I – No caso em exame, busca-se o pagamento de indenização por dano material, a fim de que a perda do valor utilizado para a compra do bem imóvel seja suportado, de forma solidária, pelos promovidos, alienado por intermédio da falsa procuração, bem assim o recebimento dos danos morais suportados pelos autores.
II – Considerando que, no caso em exame, o serviço cartorário do Distrito Federal é atividade delegada do Poder Público (art. 236, CF), mais especificamente atividade delegada pelo Tribunal de Justiça do Distrito Federal e Territórios (TJDFT), cuja manutenção e organização competem a União Federal (art. 21, XIII, da CF/88), a União poderá ser responsabilizada, objetivamente, pelos danos que os serventuários de cartórios extrajudiciais causarem a terceiros, aplicando-se a regra do art. 37, § 6º, da CF, motivo pelo qual reconheço a legitimidade passiva ad causam da União Federal no presente feito.
III – O Superior Tribunal de Justiça já se posicionou no sentido de que o uso de procuração falsa é vício insanável que gera a nulidade absoluta do contrato de compra e venda firmado entre partes, o que, inclusive, já restou decidido, no caso, na ação ajuizada no TJDFT, de nº 2010.01.1.009492-2 (anulação da escritura de compra e venda do imóvel), transitado em julgado.

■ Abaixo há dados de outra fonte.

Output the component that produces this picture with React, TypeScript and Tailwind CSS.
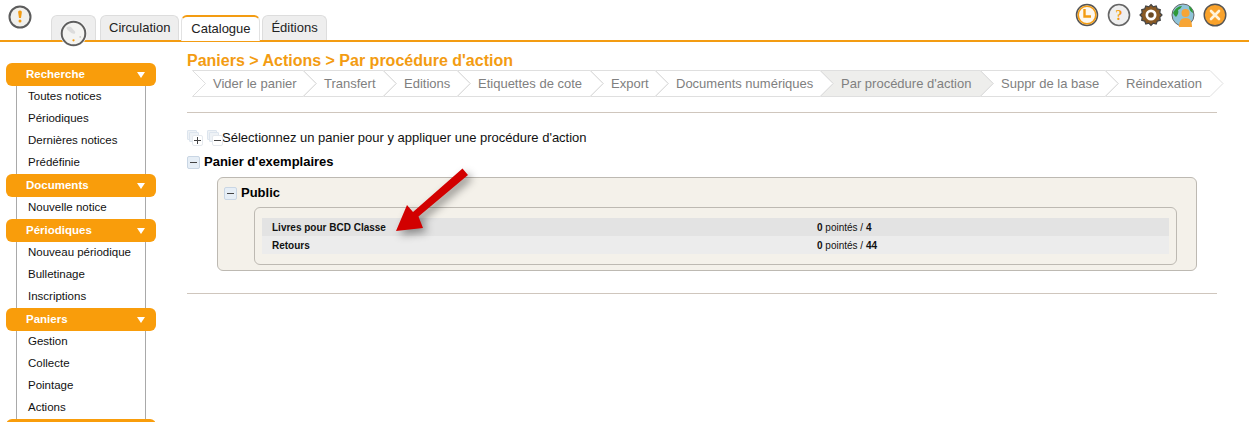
const font = "font-['Liberation_Sans',Arial,sans-serif]";

const sections = [
  { title: "Recherche", items: ["Toutes notices", "Périodiques", "Dernières notices", "Prédéfinie"] },
  { title: "Documents", items: ["Nouvelle notice"] },
  { title: "Périodiques", items: ["Nouveau périodique", "Bulletinage", "Inscriptions"] },
  { title: "Paniers", items: ["Gestion", "Collecte", "Pointage", "Actions"] },
  { title: "Etats", items: [] },
];

const steps = [
  { label: "Vider le panier", width: 111 },
  { label: "Transfert", width: 80 },
  { label: "Editions", width: 74 },
  { label: "Etiquettes de cote", width: 133 },
  { label: "Export", width: 65 },
  { label: "Documents numériques", width: 165 },
  { label: "Par procédure d'action", width: 160, active: true },
  { label: "Suppr de la base", width: 125 },
  { label: "Réindexation", width: 105 },
];

function Step({ label, width, active }: { label: string; width: number; active?: boolean }) {
  return (
    <div className="relative h-[27px] shrink-0" style={{ width }}>
      <svg className="absolute left-0 top-0" width={width + 14} height={27}>
        <path
          d={`M0.5 0.5H${width}L${width + 13} 13.5L${width} 26.5H0.5L13.5 13.5Z`}
          fill={active ? "#eeeeec" : "none"}
          stroke="#dfdfdf"
        />
      </svg>
      <span className="absolute left-[21px] top-[5px] whitespace-nowrap text-[13px] leading-[17px] text-[#808080]">
        {label}
      </span>
    </div>
  );
}

function Ring({ children, className }: { children: React.ReactNode; className?: string }) {
  return (
    <svg viewBox="0 0 24 24" className={className ?? "h-6 w-6"}>
      {children}
    </svg>
  );
}

function Tab({ label, active }: { label: string; active?: boolean }) {
  if (active) {
    return (
      <div className="z-10 -mb-px flex h-[26px] w-[79px] items-center justify-center rounded-t-[6px] border-t-2 border-x border-x-[#e2e2e2] border-t-[#f39c12] bg-white text-[13px] text-[#222]">
        {label}
      </div>
    );
  }
  return (
    <div className="flex h-[25px] items-center justify-center rounded-t-[6px] border border-b-0 border-[#dddddd] bg-[#eeeeee] px-2 text-[13px] text-[#222]">
      {label}
    </div>
  );
}

function Expander({ sign = "minus", className }: { sign?: "minus" | "plus"; className?: string }) {
  return (
    <span className={`flex h-[13px] w-[13px] items-center justify-center rounded-[2px] border border-[#c9d6e4] bg-[#e6eef6] ${className ?? ""}`}>
      <span className="relative block h-px w-[7px] bg-[#444]">
        {sign === "plus" && <span className="absolute left-[3px] top-[-3px] block h-[7px] w-px bg-[#444]" />}
      </span>
    </span>
  );
}

function StackIcon({ sign }: { sign: "minus" | "plus" }) {
  return (
    <span className="relative block h-[16px] w-[16px]">
      <span className="absolute left-0 top-0 h-[10px] w-[10px] rounded-[1px] border border-[#dde5ee] bg-[#eef2f6]" />
      <span className="absolute left-[2px] top-[2px] h-[10px] w-[10px] rounded-[1px] border border-[#dde5ee] bg-[#eef2f6]" />
      <Expander sign={sign} className="absolute left-[5px] top-[5px] !h-[11px] !w-[11px] !border-[#e5e9ee] !bg-white" />
    </span>
  );
}

function BasketRow({ name, count, total, shade }: { name: string; count: number; total: number; shade: string }) {
  return (
    <div className={`flex h-[18px] items-center text-[10px] text-[#111] ${shade}`}>
      <span className="ml-[10px] w-[545px] font-bold">{name}</span>
      <span>
        <b>{count}</b> pointés / <b>{total}</b>
      </span>
    </div>
  );
}

export default function App() {
  return (
    <div className={`relative h-[422px] w-[1249px] overflow-hidden bg-white ${font}`}>
      <header className="relative h-[42px] border-b-2 border-[#f39c12]">
        <div className="absolute left-[8px] top-[5px]">
          <Ring className="h-[24px] w-[24px]">
            <circle cx="12" cy="12" r="10.5" fill="#f1f0ec" stroke="#5c5c5c" strokeWidth="2" />
            <path d="M12 5.5c1.6 0 2 1 1.8 2.2L13 13h-2l-.8-5.3C10 6.500 10.400 5.500 12 5.500Z" fill="#f39c12" />
            <circle cx="12" cy="16" r="1.500" fill="#f39c12" />
          </Ring>
        </div>
        <div className="absolute bottom-0 left-[51px] flex items-end gap-[2px]">
          <div className="mr-[2px] h-[25px] w-[45px] rounded-t-[6px] border border-b-0 border-[#dddddd] bg-[#eeeeee]" />
          <Tab label="Circulation" />
          <Tab label="Catalogue" active />
          <Tab label="Éditions" />
        </div>
        <div className="absolute left-[60px] top-[20px] z-20 rounded-full bg-white">
          <Ring className="h-[27px] w-[27px]">
            <circle cx="12" cy="12" r="10.500" fill="#f4f4f2" stroke="#5f5f5f" strokeWidth="1.800" />
            <path d="M6 6.500c2-1.500 4-.5 5 1s3 2.500 2.500 4-3 .5-4.500-.8S5 8 6 6.500Z" fill="#dcdcdc" />
            <circle cx="12" cy="18" r="1" fill="#f39c12" />
            <circle cx="18" cy="15" r=".8" fill="#c9c9c9" />
          </Ring>
        </div>
        <div className="absolute right-[22px] top-[3px] flex items-center gap-[8px]">
          <Ring>
            <circle cx="12" cy="12" r="10.500" fill="#fbe9cd" stroke="#555" strokeWidth="1.500" />
            <circle cx="12" cy="12" r="8.800" fill="#fdf8ef" stroke="#f39c12" strokeWidth="1.600" />
            <path d="M9.500 6v7.500H16" fill="none" stroke="#f39c12" strokeWidth="2.400" />
          </Ring>
          <Ring>
            <circle cx="12" cy="12" r="10.500" fill="#efefef" stroke="#666" strokeWidth="1.600" />
            <text x="12" y="17" textAnchor="middle" fontSize="14" fontWeight="700" fill="#f39c12" fontFamily="Liberation Serif, serif">?</text>
          </Ring>
          <Ring>
            <path d="M12 1.500l2.200 2.300 3-.8 1.100 2.900 3 .7-.5 3.100 2.200 2.300-2.200 2.300.5 3.100-3 .7-1.100 2.900-3-.8L12 22.500l-2.200-2.300-3 .8-1.100-2.900-3-.7.5-3.100L1 12l2.200-2.300-.5-3.100 3-.7 1.100-2.900 3 .8Z" fill="#8a5a24" stroke="#444" strokeWidth="1.200" />
            <circle cx="12" cy="12" r="5.500" fill="#fff" />
            <circle cx="12" cy="12" r="2.800" fill="#6b4a24" />
          </Ring>
          <Ring>
            <circle cx="12" cy="12" r="11" fill="#8fc3d8" stroke="#666" strokeWidth="1" />
            <path d="M2 10c2-4 5-7 9-7-1 2-2 3-4 4 1 2 0 5-2 7-1-1-2-2-3-4ZM18 3c2 1 4 4 4 7-2-1-4-3-4-7Z" fill="#2f9a3a" />
            <circle cx="14.500" cy="10" r="4" fill="#f7a535" />
            <path d="M8 24c0-6 2-9 6.500-9s6.500 3 6.500 9Z" fill="#f7a535" />
          </Ring>
          <Ring>
            <circle cx="12" cy="12" r="10.800" fill="#f9a22b" stroke="#555" strokeWidth="1.400" />
            <path d="M8 8l8 8M16 8l-8 8" stroke="#fff3dc" strokeWidth="2.600" strokeLinecap="round" />
          </Ring>
        </div>
      </header>

      <div className="flex">
        <aside className="ml-[6px] mt-[21px] w-[150px] shrink-0">
          {sections.map((section) => (
            <div key={section.title}>
              <div className="flex h-[23px] items-center justify-between rounded-[6px] bg-[#f99d0b] pl-[20px] pr-[11px] text-[11.500px] font-bold text-white">
                <span>{section.title}</span>
                <span className="h-0 w-0 border-x-[4px] border-t-[6px] border-x-transparent border-t-white" />
              </div>
              {section.items.length > 0 && (
                <ul className="mx-[10px] border-x border-[#a9a9a9] pl-[11px]">
                  {section.items.map((item) => (
                    <li key={item} className="flex h-[22px] items-center text-[11.500px] text-[#111]">
                      {item}
                    </li>
                  ))}
                </ul>
              )}
            </div>
          ))}
        </aside>

        <main className="ml-[31px] w-[1030px] shrink-0">
          <h1 className="mt-[9px] h-[19px] text-[16px] font-bold leading-[19px] text-[#f39c12]">
            Paniers &gt; Actions &gt; Par procédure d'action
          </h1>
          <div className="ml-[5px] flex">
            {steps.map((step) => (
              <Step key={step.label} {...step} />
            ))}
          </div>
          <hr className="mt-[15px] border-0 border-t border-[#cfc6bd]" />
          <div className="mt-[16px] flex h-[18px] items-center text-[13px] text-[#111]">
            <StackIcon sign="plus" />
            <span className="ml-[4px]"><StackIcon sign="minus" /></span>
            <span className="-ml-[1px]">Sélectionnez un panier pour y appliquer une procédure d'action</span>
          </div>
          <div className="mt-[6px] flex h-[18px] items-center text-[13px] font-bold text-black">
            <Expander />
            <span className="ml-[4px]">Panier d'exemplaires</span>
          </div>
          <div className="ml-[30px] mt-[6px] h-[94px] w-[980px] rounded-[6px] border border-[#bdb9b2] bg-[#f4f1ea] pl-[6px] pt-[6px]">
            <div className="flex h-[18px] items-center text-[13px] font-bold text-black">
              <Expander />
              <span className="ml-[4px]">Public</span>
            </div>
            <div className="ml-[30px] mt-[5px] w-[923px] rounded-[6px] border border-[#bdb9b2] bg-[#f4f1ea] px-[7px] pb-[10px] pt-[10px]">
              <BasketRow name="Livres pour BCD Classe" count={0} total={4} shade="bg-[#e3e3e3]" />
              <BasketRow name="Retours" count={0} total={44} shade="bg-[#ececec]" />
            </div>
          </div>
          <hr className="mt-[22px] border-0 border-t border-[#cfc6bd]" />
        </main>
      </div>

      <svg className="absolute left-[390px] top-[160px] drop-shadow-[4px_4px_4px_rgba(0,0,0,0.4)]" width="85" height="75">
        <path d="M72.500 8.500L78 15 28.500 56.500 33 68 6 71 17 45l6 7Z" fill="#d20000" />
      </svg>
    </div>
  );
}
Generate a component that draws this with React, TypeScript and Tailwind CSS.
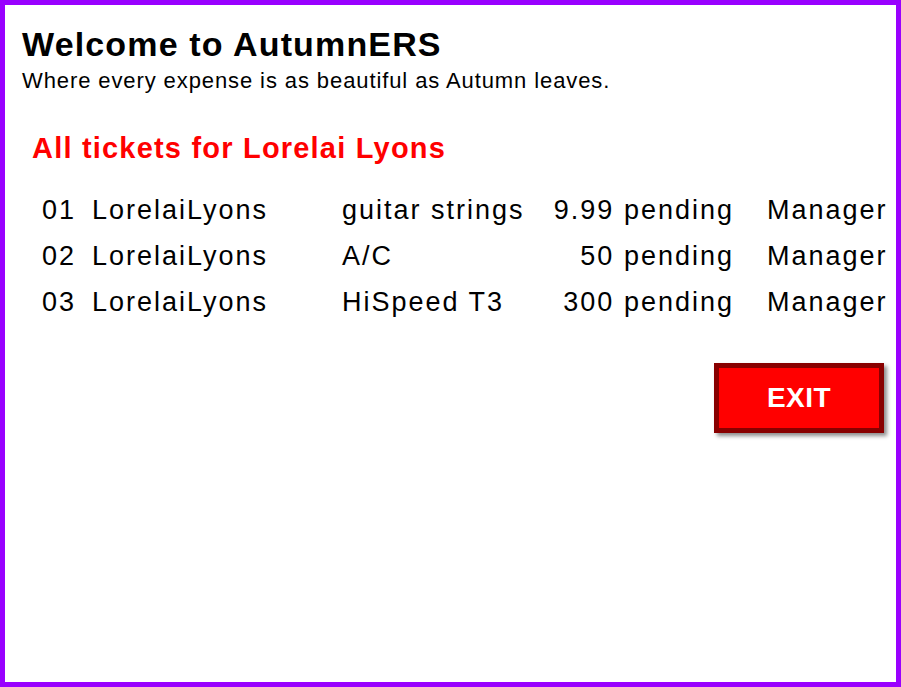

IV – Deve ser reconhecida a responsabilidade solidária da União Federal e do Tabelião do Cartório do 1º Ofício de Notas de Brasília/DF, José Eduardo Guimarães Alves (falecido no curso da demanda), em razão do incidente que culminou na venda, sem a autorização da legítima proprietária, do imóvel em questão, pois a procuração fora lavrada no cartório que à época dos fatos encontrava-se sob a responsabilidade do citado tabelião.
V – Correta a sentença ora apelada, que fixou a indenização por danos matérias, no montante de R$ 500.000,00 (quinhentos mil reais), devidamente corrigido, com base na Escritura Pública de Compra e Venda do imóvel, constante dos autos, que demonstra transação naquele valor, sendo este, inclusive, o valor levado em consideração para fins de incidência do Imposto de Transmissão de Bens Imóveis, para que a indenização vindicada possa alcançar o valor atual de mercado do bem imóvel mencionado neste feito, a fim de repor a perda do valor experimenta pelos postulantes, em razão da anulação da escritura de compra e venda do imóvel.
VI – No que diz respeito ao valor da indenização por danos morais, inexiste parâmetro legal definido para a sua fixação, devendo ser quantificado segundo os critérios de proporcionalidade, moderação e razoabilidade, submetidos ao prudente arbítrio judicial, com observância das peculiaridades inerentes aos fatos e circunstâncias que envolvem o caso concreto. O quantum da reparação, portanto, não pode ser ínfimo, para não representar uma ausência de sanção efetiva ao ofensor, nem excessivo, para não constituir um enriquecimento sem causa em favor do ofendido, afigurando-se razoável, na espécie, o valor fixado na instância de origem, em R$ 50.000,00 (cinquenta mil reais), em razão da gravidade da lesão e dos danos sofridos pelos autores.
VII – Os juros de mora e a correção monetária devem incidir conforme a tese firmada pelo Supremo Tribunal Federal, no RE 870.947/SE (TEMA 810), e pelo Superior Tribunal de Justiça, no REsp 1.495.146/MG (TEMA 905).
VIII – Apelações da União Federal e do espólio de José Eduardo Guimarães Alves desprovidas. Sentença confirmada.
IX – Conforme definido na sentença, a verba honorária devida pelos apelantes será fixada durante a fase de liquidação do julgado, nos percentuais previstos nos incisos I a V, do parágrafo 3 e 4, inciso II, com o acréscimo de 2% do valor apurado a titulo de honorários advocatícios, nos termos do parágrafo 11, do artigo 85, do CPC vigente.
O Colegiado, por unanimidade, acompanhou o voto e manteve a sentença em todos os termos, inclusive na indenização por dano moral no montante de R$50.000,00, devidamente corrigido, de forma a alcançar o valor atual de mercado a fim de repor a perda dos requerentes do valor utilizado para a compra do imóvel.